### Dataset content
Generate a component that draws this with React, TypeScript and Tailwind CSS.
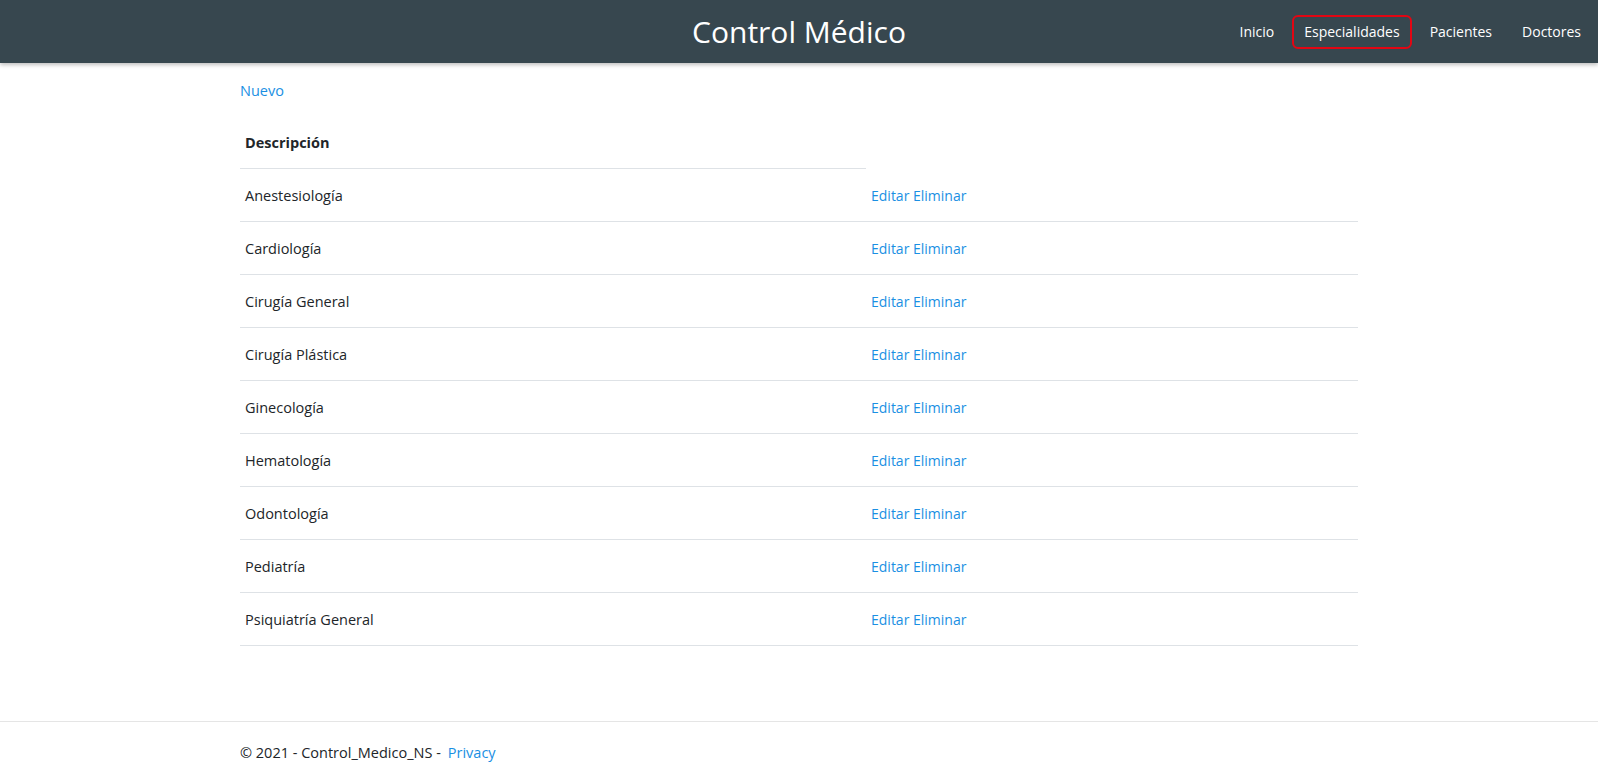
const especialidades = [
  'Anestesiología',
  'Cardiología',
  'Cirugía General',
  'Cirugía Plástica',
  'Ginecología',
  'Hematología',
  'Odontología',
  'Pediatría',
  'Psiquiatría General',
];

const navLinks = ['Inicio', 'Especialidades', 'Pacientes', 'Doctores'];

export default function App() {
  return (
    <div className="min-h-[782px] flex flex-col bg-white text-[#212529] font-['Open_Sans',sans-serif] text-[14.5px]">
      <header className="relative h-[63px] bg-[#37474f] shadow-[0_2px_4px_rgba(0,0,0,0.25)] flex items-center">
        <h1 className="absolute left-1/2 -translate-x-1/2 text-white text-[30px] leading-none">
          Control Médico
        </h1>
        <nav className="ml-auto flex items-center gap-[6px] pr-[5px] text-[14px]">
          {navLinks.map((link) => (
            <a
              key={link}
              href="#"
              className={
                link === 'Especialidades'
                  ? 'h-[34px] flex items-center px-[10px] border-2 border-[#e30613] rounded-md text-white'
                  : 'h-[34px] flex items-center px-[12px] text-white'
              }
            >
              {link}
            </a>
          ))}
        </nav>
      </header>

      <main className="w-[1118px] mx-auto pt-[16px] flex-1">
        <a href="#" className="block leading-6 text-[#1a8fe3]">
          Nuevo
        </a>

        <table className="mt-[12px] w-full border-collapse">
          <thead>
            <tr className="h-[53px]">
              <th className="w-[626px] px-[5px] pt-[3px] text-left font-bold border-b border-[#dee2e6]">
                Descripción
              </th>
            </tr>
          </thead>
          <tbody>
            {especialidades.map((esp) => (
              <tr key={esp} className="h-[53px] border-b border-[#dee2e6]">
                <td className="px-[5px] pt-[2px]">{esp}</td>
                <td className="px-[5px] pt-[2px] text-[#1a8fe3] text-[14px]">
                  <a href="#">Editar</a> <a href="#">Eliminar</a>
                </td>
              </tr>
            ))}
          </tbody>
        </table>
      </main>

      <footer className="h-[61px] border-t border-[#e5e5e5]">
        <div className="w-[1118px] mx-auto h-full flex items-center pt-[2px]">
          © 2021 - Control_Medico_NS -<a href="#" className="ml-[7px] text-[#1a8fe3]">Privacy</a>
        </div>
      </footer>
    </div>
  );
}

### Exercise prompt
Repeat the data exactly, dropping every picture it holds.

### Full solution
Generate a component that draws this with React, TypeScript and Tailwind CSS.
const especialidades = [
  'Anestesiología',
  'Cardiología',
  'Cirugía General',
  'Cirugía Plástica',
  'Ginecología',
  'Hematología',
  'Odontología',
  'Pediatría',
  'Psiquiatría General',
];

const navLinks = ['Inicio', 'Especialidades', 'Pacientes', 'Doctores'];

export default function App() {
  return (
    <div className="min-h-[782px] flex flex-col bg-white text-[#212529] font-['Open_Sans',sans-serif] text-[14.5px]">
      <header className="relative h-[63px] bg-[#37474f] shadow-[0_2px_4px_rgba(0,0,0,0.25)] flex items-center">
        <h1 className="absolute left-1/2 -translate-x-1/2 text-white text-[30px] leading-none">
          Control Médico
        </h1>
        <nav className="ml-auto flex items-center gap-[6px] pr-[5px] text-[14px]">
          {navLinks.map((link) => (
            <a
              key={link}
              href="#"
              className={
                link === 'Especialidades'
                  ? 'h-[34px] flex items-center px-[10px] border-2 border-[#e30613] rounded-md text-white'
                  : 'h-[34px] flex items-center px-[12px] text-white'
              }
            >
              {link}
            </a>
          ))}
        </nav>
      </header>

      <main className="w-[1118px] mx-auto pt-[16px] flex-1">
        <a href="#" className="block leading-6 text-[#1a8fe3]">
          Nuevo
        </a>

        <table className="mt-[12px] w-full border-collapse">
          <thead>
            <tr className="h-[53px]">
              <th className="w-[626px] px-[5px] pt-[3px] text-left font-bold border-b border-[#dee2e6]">
                Descripción
              </th>
            </tr>
          </thead>
          <tbody>
            {especialidades.map((esp) => (
              <tr key={esp} className="h-[53px] border-b border-[#dee2e6]">
                <td className="px-[5px] pt-[2px]">{esp}</td>
                <td className="px-[5px] pt-[2px] text-[#1a8fe3] text-[14px]">
                  <a href="#">Editar</a> <a href="#">Eliminar</a>
                </td>
              </tr>
            ))}
          </tbody>
        </table>
      </main>

      <footer className="h-[61px] border-t border-[#e5e5e5]">
        <div className="w-[1118px] mx-auto h-full flex items-center pt-[2px]">
          © 2021 - Control_Medico_NS -<a href="#" className="ml-[7px] text-[#1a8fe3]">Privacy</a>
        </div>
      </footer>
    </div>
  );
}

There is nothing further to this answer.